## [OBJECTIVE]
Transcribe all of the material below word for word and leave out its pictures.

□ □ □

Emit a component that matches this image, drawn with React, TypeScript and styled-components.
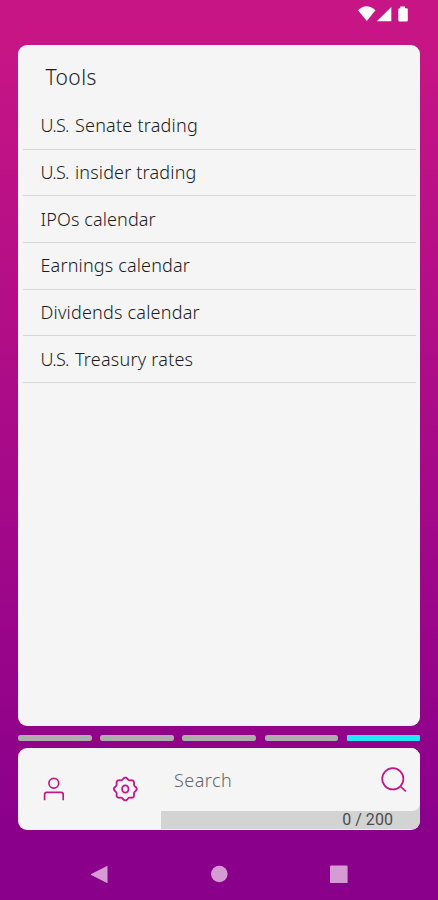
import React from "react";
import styled, { createGlobalStyle } from "styled-components";

const GlobalStyle = createGlobalStyle`
  * { box-sizing: border-box; }
  html, body { margin: 0; padding: 0; }
  body { font-family: "Noto Sans", "Open Sans", sans-serif; font-weight: 300; overflow: hidden; }
  svg { display: block; }
`;

const ACCENT = "#c71585";

const Screen = styled.div`
  width: 438px;
  height: 900px;
  display: flex;
  flex-direction: column;
  background: linear-gradient(180deg, #c71585 0, #c71585 40px, #8b008b 820px);
`;

const StatusBar = styled.header`
  height: 45px;
  flex: none;
  display: flex;
  justify-content: flex-end;
  padding: 6px 28px 0 0;
`;

const Panel = styled.main`
  height: 681px;
  flex: none;
  margin: 0 18px;
  padding: 0 4px 0 5px;
  border-radius: 9px;
  background: #f5f5f5;
`;

const Title = styled.h1`
  margin: 0;
  height: 58px;
  padding: 19px 0 0 22.5px;
  font-size: 21px;
  line-height: 27px;
  font-weight: 300;
  letter-spacing: 0.4px;
  color: #1c1c1c;
`;

const List = styled.ul`
  list-style: none;
  margin: 0;
  padding: 0;
`;

const Row = styled.li<{ $spacing: number }>`
  height: 46.65px;
  padding: 10.4px 0 0 17.5px;
  border-bottom: 1px solid #d6d6d6;
  font-size: 18px;
  line-height: 25px;
  letter-spacing: ${(p) => p.$spacing}px;
  white-space: nowrap;
  color: #1c1c1c;
`;

const Abbreviation = styled.span`
  letter-spacing: -0.8px;
  margin-right: 1.5px;
`;

const Pager = styled.div`
  height: 22px;
  flex: none;
  margin: 0 17.5px 0 18px;
  padding-top: 9px;
  display: grid;
  grid-template-columns: repeat(5, 1fr);
  column-gap: 8.5px;
`;

const Segment = styled.span<{ $active?: boolean }>`
  height: 5.5px;
  border-radius: ${(p) => (p.$active ? "1px" : "2.5px")};
  background: ${(p) => (p.$active ? "#22e8f5" : "#adadad")};
`;

const Dock = styled.section`
  height: 82px;
  flex: none;
  margin: 0 18px;
  display: flex;
  border-radius: 9px;
  overflow: hidden;
  background: #f5f5f5;
`;

const Actions = styled.div`
  width: 143px;
  flex: none;
  display: flex;
  align-items: center;
  gap: 46px;
  padding-left: 23px;
`;

const IconButton = styled.button`
  padding: 0;
  border: 0;
  background: none;
  color: ${ACCENT};
`;

const SearchArea = styled.div`
  flex: 1;
  height: 81px;
  display: flex;
  flex-direction: column;
  background: #d3d3d3;
`;

const SearchField = styled.div`
  height: 63px;
  flex: none;
  display: flex;
  align-items: center;
  justify-content: space-between;
  padding: 1px 12.5px 0 13px;
  border-bottom-right-radius: 8px;
  background: #f5f5f5;
`;

const Placeholder = styled.span`
  font-size: 18px;
  line-height: 25px;
  letter-spacing: 0.45px;
  padding-top: 1px;
  color: #666;
`;

const Counter = styled.span`
  align-self: flex-end;
  padding-right: 27px;
  font-family: Roboto, sans-serif;
  font-size: 16px;
  line-height: 18px;
  font-weight: 400;
  letter-spacing: 0.05px;
  color: #4b4b4b;
`;

const NavBar = styled.nav`
  flex: 1;
  display: flex;
  justify-content: space-between;
  align-items: flex-start;
  padding: 35px 90px 0 90px;
`;

const TOOLS = [
  { prefix: "U.S.", label: "Senate trading", spacing: 0.22 },
  { prefix: "U.S.", label: "insider trading", spacing: 0.17 },
  { label: "IPOs calendar", spacing: 0.12 },
  { label: "Earnings calendar", spacing: 0.16 },
  { label: "Dividends calendar", spacing: 0.21 },
  { prefix: "U.S.", label: "Treasury rates", spacing: 0.22 },
];

const gearPath =
  Array.from({ length: 96 }, (_, i) => {
    const a = (i / 96) * Math.PI * 2;
    const r = 10.5 + 0.95 * Math.cos(8 * a);
    return `${i ? "L" : "M"}${(13 + r * Math.sin(a)).toFixed(2)} ${(13 - r * Math.cos(a)).toFixed(2)}`;
  }).join("") + "Z";

export default function App() {
  return (
    <>
      <GlobalStyle />
      <Screen>
        <StatusBar>
          <svg width="53" height="17" viewBox="0 0 53 17" fill="#fff">
            <path d="M1 4.2 Q9.5-3.6 18.5 4.2 L9.8 15Z" />
            <path d="M19.8 15.2 L34.3 1 V15.2Z" />
            <path d="M41.8 2.2 H43.3 V.4 H48 V2.2 H49.5 Q50.8 2.2 50.8 3.5 V14.2 Q50.8 15.5 49.5 15.5 H42.6 Q41.3 15.5 41.3 14.2 V3.5 Q41.3 2.2 42.6 2.2Z" />
          </svg>
        </StatusBar>
        <Panel>
          <Title>Tools</Title>
          <List>
            {TOOLS.map((t) => (
              <Row key={t.label} $spacing={t.spacing}>
                {t.prefix && <><Abbreviation>{t.prefix}</Abbreviation>{" "}</>}
                {t.label}
              </Row>
            ))}
          </List>
        </Panel>
        <Pager>
          <Segment />
          <Segment />
          <Segment />
          <Segment />
          <Segment $active />
        </Pager>
        <Dock>
          <Actions>
            <IconButton aria-label="Profile">
              <svg width="25" height="26" viewBox="0 0 25 26" fill="none" stroke="currentColor" strokeWidth="1.7">
                <circle cx="12.8" cy="7.3" r="4.9" />
                <path d="M3.6 24.2 V18.5 Q3.6 16.3 5.8 16.3 H20 Q22.2 16.3 22.2 18.5 V24.2" />
              </svg>
            </IconButton>
            <IconButton aria-label="Settings">
              <svg width="26" height="26" viewBox="-.3 0 26 26" fill="none" stroke="currentColor" strokeWidth="1.8">
                <path d={gearPath} strokeLinejoin="round" />
                <ellipse cx="13" cy="13" rx="3.2" ry="3.7" />
              </svg>
            </IconButton>
          </Actions>
          <SearchArea>
            <SearchField>
              <Placeholder>Search</Placeholder>
              <IconButton aria-label="Search">
                <svg width="28" height="28" viewBox="0 0 28 28" fill="none" stroke="currentColor" strokeWidth="1.7">
                  <circle cx="12.8" cy="12.8" r="10.6" />
                  <path d="M20 20 L25.8 25.4" />
                </svg>
              </IconButton>
            </SearchField>
            <Counter>0 / 200</Counter>
          </SearchArea>
        </Dock>
        <NavBar>
          <svg width="18" height="19" viewBox="0 0 18 19" fill="#d49bd4">
            <path d="M17.5 .7 V18.2 L1.2 10 Q.6 9.5 1.2 9Z" />
          </svg>
          <svg width="18" height="19" viewBox="0 0 18 19" fill="#d49bd4">
            <circle cx="9.3" cy="9" r="8.3" />
          </svg>
          <svg width="18" height="19" viewBox="0 0 18 19" fill="#d49bd4">
            <rect x="0" y=".5" width="17.6" height="17.6" rx="1.2" />
          </svg>
        </NavBar>
      </Screen>
    </>
  );
}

□ □ □

## [TASK SOLUTION]
Emit a component that matches this image, drawn with React, TypeScript and styled-components.
import React from "react";
import styled, { createGlobalStyle } from "styled-components";

const GlobalStyle = createGlobalStyle`
  * { box-sizing: border-box; }
  html, body { margin: 0; padding: 0; }
  body { font-family: "Noto Sans", "Open Sans", sans-serif; font-weight: 300; overflow: hidden; }
  svg { display: block; }
`;

const ACCENT = "#c71585";

const Screen = styled.div`
  width: 438px;
  height: 900px;
  display: flex;
  flex-direction: column;
  background: linear-gradient(180deg, #c71585 0, #c71585 40px, #8b008b 820px);
`;

const StatusBar = styled.header`
  height: 45px;
  flex: none;
  display: flex;
  justify-content: flex-end;
  padding: 6px 28px 0 0;
`;

const Panel = styled.main`
  height: 681px;
  flex: none;
  margin: 0 18px;
  padding: 0 4px 0 5px;
  border-radius: 9px;
  background: #f5f5f5;
`;

const Title = styled.h1`
  margin: 0;
  height: 58px;
  padding: 19px 0 0 22.5px;
  font-size: 21px;
  line-height: 27px;
  font-weight: 300;
  letter-spacing: 0.4px;
  color: #1c1c1c;
`;

const List = styled.ul`
  list-style: none;
  margin: 0;
  padding: 0;
`;

const Row = styled.li<{ $spacing: number }>`
  height: 46.65px;
  padding: 10.4px 0 0 17.5px;
  border-bottom: 1px solid #d6d6d6;
  font-size: 18px;
  line-height: 25px;
  letter-spacing: ${(p) => p.$spacing}px;
  white-space: nowrap;
  color: #1c1c1c;
`;

const Abbreviation = styled.span`
  letter-spacing: -0.8px;
  margin-right: 1.5px;
`;

const Pager = styled.div`
  height: 22px;
  flex: none;
  margin: 0 17.5px 0 18px;
  padding-top: 9px;
  display: grid;
  grid-template-columns: repeat(5, 1fr);
  column-gap: 8.5px;
`;

const Segment = styled.span<{ $active?: boolean }>`
  height: 5.5px;
  border-radius: ${(p) => (p.$active ? "1px" : "2.5px")};
  background: ${(p) => (p.$active ? "#22e8f5" : "#adadad")};
`;

const Dock = styled.section`
  height: 82px;
  flex: none;
  margin: 0 18px;
  display: flex;
  border-radius: 9px;
  overflow: hidden;
  background: #f5f5f5;
`;

const Actions = styled.div`
  width: 143px;
  flex: none;
  display: flex;
  align-items: center;
  gap: 46px;
  padding-left: 23px;
`;

const IconButton = styled.button`
  padding: 0;
  border: 0;
  background: none;
  color: ${ACCENT};
`;

const SearchArea = styled.div`
  flex: 1;
  height: 81px;
  display: flex;
  flex-direction: column;
  background: #d3d3d3;
`;

const SearchField = styled.div`
  height: 63px;
  flex: none;
  display: flex;
  align-items: center;
  justify-content: space-between;
  padding: 1px 12.5px 0 13px;
  border-bottom-right-radius: 8px;
  background: #f5f5f5;
`;

const Placeholder = styled.span`
  font-size: 18px;
  line-height: 25px;
  letter-spacing: 0.45px;
  padding-top: 1px;
  color: #666;
`;

const Counter = styled.span`
  align-self: flex-end;
  padding-right: 27px;
  font-family: Roboto, sans-serif;
  font-size: 16px;
  line-height: 18px;
  font-weight: 400;
  letter-spacing: 0.05px;
  color: #4b4b4b;
`;

const NavBar = styled.nav`
  flex: 1;
  display: flex;
  justify-content: space-between;
  align-items: flex-start;
  padding: 35px 90px 0 90px;
`;

const TOOLS = [
  { prefix: "U.S.", label: "Senate trading", spacing: 0.22 },
  { prefix: "U.S.", label: "insider trading", spacing: 0.17 },
  { label: "IPOs calendar", spacing: 0.12 },
  { label: "Earnings calendar", spacing: 0.16 },
  { label: "Dividends calendar", spacing: 0.21 },
  { prefix: "U.S.", label: "Treasury rates", spacing: 0.22 },
];

const gearPath =
  Array.from({ length: 96 }, (_, i) => {
    const a = (i / 96) * Math.PI * 2;
    const r = 10.5 + 0.95 * Math.cos(8 * a);
    return `${i ? "L" : "M"}${(13 + r * Math.sin(a)).toFixed(2)} ${(13 - r * Math.cos(a)).toFixed(2)}`;
  }).join("") + "Z";

export default function App() {
  return (
    <>
      <GlobalStyle />
      <Screen>
        <StatusBar>
          <svg width="53" height="17" viewBox="0 0 53 17" fill="#fff">
            <path d="M1 4.2 Q9.5-3.6 18.5 4.2 L9.8 15Z" />
            <path d="M19.8 15.2 L34.3 1 V15.2Z" />
            <path d="M41.8 2.2 H43.3 V.4 H48 V2.2 H49.5 Q50.8 2.2 50.8 3.5 V14.2 Q50.8 15.5 49.5 15.5 H42.6 Q41.3 15.5 41.3 14.2 V3.5 Q41.3 2.2 42.6 2.2Z" />
          </svg>
        </StatusBar>
        <Panel>
          <Title>Tools</Title>
          <List>
            {TOOLS.map((t) => (
              <Row key={t.label} $spacing={t.spacing}>
                {t.prefix && <><Abbreviation>{t.prefix}</Abbreviation>{" "}</>}
                {t.label}
              </Row>
            ))}
          </List>
        </Panel>
        <Pager>
          <Segment />
          <Segment />
          <Segment />
          <Segment />
          <Segment $active />
        </Pager>
        <Dock>
          <Actions>
            <IconButton aria-label="Profile">
              <svg width="25" height="26" viewBox="0 0 25 26" fill="none" stroke="currentColor" strokeWidth="1.7">
                <circle cx="12.8" cy="7.3" r="4.9" />
                <path d="M3.6 24.2 V18.5 Q3.6 16.3 5.8 16.3 H20 Q22.2 16.3 22.2 18.5 V24.2" />
              </svg>
            </IconButton>
            <IconButton aria-label="Settings">
              <svg width="26" height="26" viewBox="-.3 0 26 26" fill="none" stroke="currentColor" strokeWidth="1.8">
                <path d={gearPath} strokeLinejoin="round" />
                <ellipse cx="13" cy="13" rx="3.2" ry="3.7" />
              </svg>
            </IconButton>
          </Actions>
          <SearchArea>
            <SearchField>
              <Placeholder>Search</Placeholder>
              <IconButton aria-label="Search">
                <svg width="28" height="28" viewBox="0 0 28 28" fill="none" stroke="currentColor" strokeWidth="1.7">
                  <circle cx="12.8" cy="12.8" r="10.6" />
                  <path d="M20 20 L25.8 25.4" />
                </svg>
              </IconButton>
            </SearchField>
            <Counter>0 / 200</Counter>
          </SearchArea>
        </Dock>
        <NavBar>
          <svg width="18" height="19" viewBox="0 0 18 19" fill="#d49bd4">
            <path d="M17.5 .7 V18.2 L1.2 10 Q.6 9.5 1.2 9Z" />
          </svg>
          <svg width="18" height="19" viewBox="0 0 18 19" fill="#d49bd4">
            <circle cx="9.3" cy="9" r="8.3" />
          </svg>
          <svg width="18" height="19" viewBox="0 0 18 19" fill="#d49bd4">
            <rect x="0" y=".5" width="17.6" height="17.6" rx="1.2" />
          </svg>
        </NavBar>
      </Screen>
    </>
  );
}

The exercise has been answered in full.